Report: Colorado Infrastructure Security Panel Hasn't Met in Months
Source Associated Press
COLORADO SPRINGS, Colo. (AP) - The post Sept. 11 panel set up to assess Colorado's security weaknesses hasn't met in six months, The Gazette reported Saturday.
It also reports that the state continues to spend millions on security without a clear idea of what needs to be defended.
"We are missing a strategy," said Murray Hamilton, director of the Rocky Mountain Center for Homeland Defense at the University of Denver and a member of the stalled Critical Infrastructure Committee.
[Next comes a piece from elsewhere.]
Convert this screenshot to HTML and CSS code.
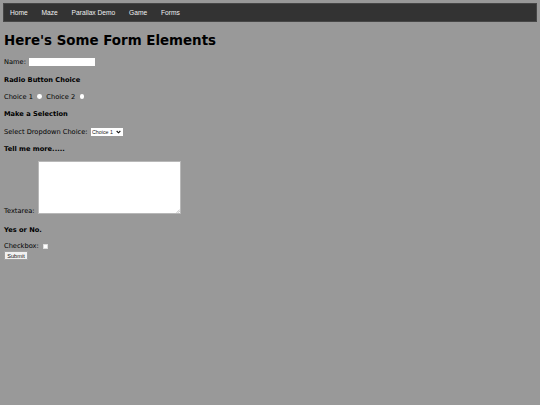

Hamilton, speaking Thursday to the Senate Select Committee on Homeland Security, said that his 53-member committee that was supposed to identify potential terrorist targets in Colorado - utilities, emergency services, businesses and schools - has been shelved due to lack of money.
The panel members were appointed by Sue Mencer, former director of the Colorado Department of Public Safety. Mencer, an appointee of Gov. Bill Owens, who went on to run the Department of Homeland Security's Office of Domestic Preparedness.
"Part of what we wanted to accomplish was to come up with a series of white papers for the governor and for the Legislature, saying, 'This is where we are, and this is where we need to get,"' Hamilton said. "There are a lot of things that need to be done, and we just need a strategy."
Some lawmakers said they were alarmed by Hamilton's comments.
"Of all the things we've heard so far, this is the most shocking," said Sen. Dan Grossman, D-Denver, chairman of the Senate Homeland Security Committee. "They just stopped meeting. It's preposterous."
Meanwhile, the state has received more than $110 million in homeland security grants from the federal government through 2004.